Frank Westerman, our senior man, a Captain, got on the phone, and things started coming together. How that man did that amazed me, but then, when you are a Second Lieutenant, lots of things amaze you! Pretty soon, a very few days after our arrival, Koreans started putting up additional tenting next to Air Rescue; it looked like "Rescue City" just grew suburbs. Then they went out in the field behind the tents and put in four PSP pads, which got us sort of excited thinking that we might eventually get helicopters to fill them. We spent the next thirty days or so, living with the 3rd, as regards our basic needs, like food and such, and counting and storing all the goodies that seemed to appear like magic. When we found out that we were, in fact, the 581st's helicopter flight, all of it, and that we were not going to get any more people, Frank decided it was organization time.

There were jobs that had to be done, and people had to fill the spaces that would make them happen. Since Frank Westerman was our senior rank, he obviously was the Commander. Joe E. Barrett, another Captain, and a long time helicopter pilot would be the Operations Officer, since he had more experience than the rest of us put together. Frank M. Fabijan had some supply experience, voila! a Supply Officer. I had an A&P Mechanics certificate, and had been the Assistant Maintenance Officer in a C-82 outfit from which I escaped by going to helicopter school. With a stroke of Frank's pen we had a maintenance type. Lawrence A. Barrett suddenly became the Adjutant. I am not sure what Rut Garnett drew, but we were in business. Sergeant Jackabowski had been a ground school instructor on H-13's in the Army program at Gary AFB, San Marcos, Texas and he suddenly became the Line Chief, which is pretty damn heady progression when you stop and think about it. Now that we knew who we were, the next thing was to find out what we were.

No one knew where the helicopters were. Someone at 5th Air Force remembered something about helicopters in crates over at Kissararzu, and got on the phone. There they were, four brand new H-19A's right out of the factory, and we think shipped via Mountain Home AFB to Japan. We were reasonably sure that we were due for some Air Rescue cast-offs, and that news surely brightened our future. As quickly as Frank could get some orders, we were off to "Kiss", and ferried the birds to K-16. Since we were destined to spend a lot of time over water, that little jaunt was a nice warm-up.

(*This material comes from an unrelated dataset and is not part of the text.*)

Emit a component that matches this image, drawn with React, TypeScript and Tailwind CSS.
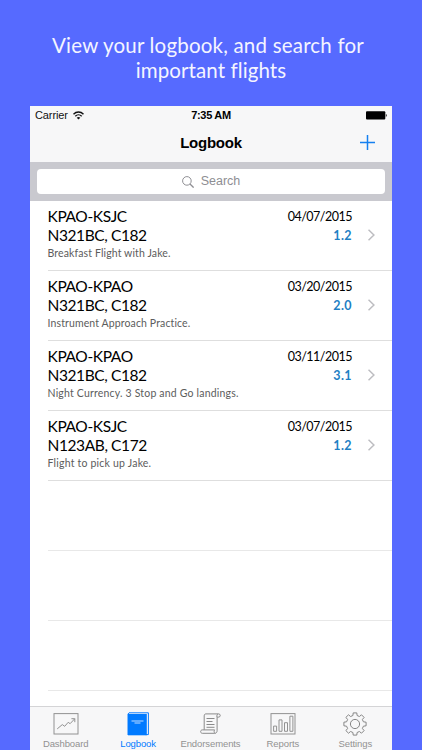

The organizational set-up seemed to leave a good bit lacking. We were attached somehow to the 3rd Air Rescue Group, in that they provided our food and we used their mail system. Our "suburb" had been built adjacent to all their facilities, so we had showers, barber shops and all the "nice" things in life readily available. We were attached to the 6167th Air Base Group for personnel/finance/administrative support, and I guess, operational control. Our goodies coming through the supply system came direct, once we managed to convince everyone that there really was such an outfit living over on the far side of the Base, alongside Air Rescue. As Colonel Mike Haas says in his new book, "if anyone noticed that four helicopters sitting over there did not have Rescue markings on them, we were fully prepared to tell people we were some rinky-dink trash hauling outfit." Indeed, we had painted out the Rescue markings, I think, at the request of the Air Rescue Commander.

Our missions were fragged through "B" Flight of the 6167th, usually. A few we got directly from 5th Air Force. As openers we went down to Chinhae (K-10) and placed a radio relay outfit atop the mountain at the North end of the runway. Seeing that no one had any prior experience with sling loads, it was sort of like the blind leading the blind for the first couple of hours, but we figured it out and all went well.

We put our first "people" ashore in North Korea on, I think, 27 Dec 52. We flew off Cho-do and put these folks in well above Chinnampo on the mud flats. We flew North angling slightly away from the beach until we were well off shore, then turned West and finally Southeast and went back to Cho-do. This route was flown right down on the water, without benefit of radar, radar altimeters or anything else, except for an altimeter setting at Cho-do and the M-1 eyeball. I personally dragged my nose gear in the water on one of the missions, causing a nose down pitching motion, which of course caused major heart palpitations, and an extremely tight grip on the seat cushion! Others bounced off the mud flats on occasion. If those missions were nothing else, they sure were interesting! One night when Frank Fabijan was out doing his bit for chaos, and said you could see the flares fired by the coast-watchers as they thought they detected something up and down the coast.

Joe Barrett and Frank Fabijan picked a Marine Major named Cleeland off the ice on the Haiju reservoir in a big daylight shootout. Frank Westerman and Larry Barrett went inland to the MSR and grabbed a chap named Cottrell, who was in deep serious trouble at the time; another shoot-out. Don Crabb (Garnett's replacement) and I pulled Joe McConnell out of the water North of Cho-do after he shot down his eighth MIG and was downed in turn. These were all in support of Air Rescue, and were all prosecuted in daylight. Frank Westerman and I went to 26 miles South of Antung at night, straight line over water, from Cho-do, and then inland in a vain attempt to locate an evadee. That was the deepest helicopter penetration of the war, according to 5th Air Force. That one happened to be our own mission. One of Air Rescue's SA-16 crews flew navigation for us on that mission at about 100 feet off the water, and then stayed up there with us until we came back out off-shore. Man, that crew was good!

All in all, we, six of us, put roughly one thousand hours on four H-19s. We did both the ARC mission, and the Air Rescue mission, having never refused a single one. We earned a bunch of decorations, took our share of battle damage, yet never, as long as combat missions were flown in that theater, had an accident, a combat loss or a fatality. Not too shabby for a bunch of beginners, Huh?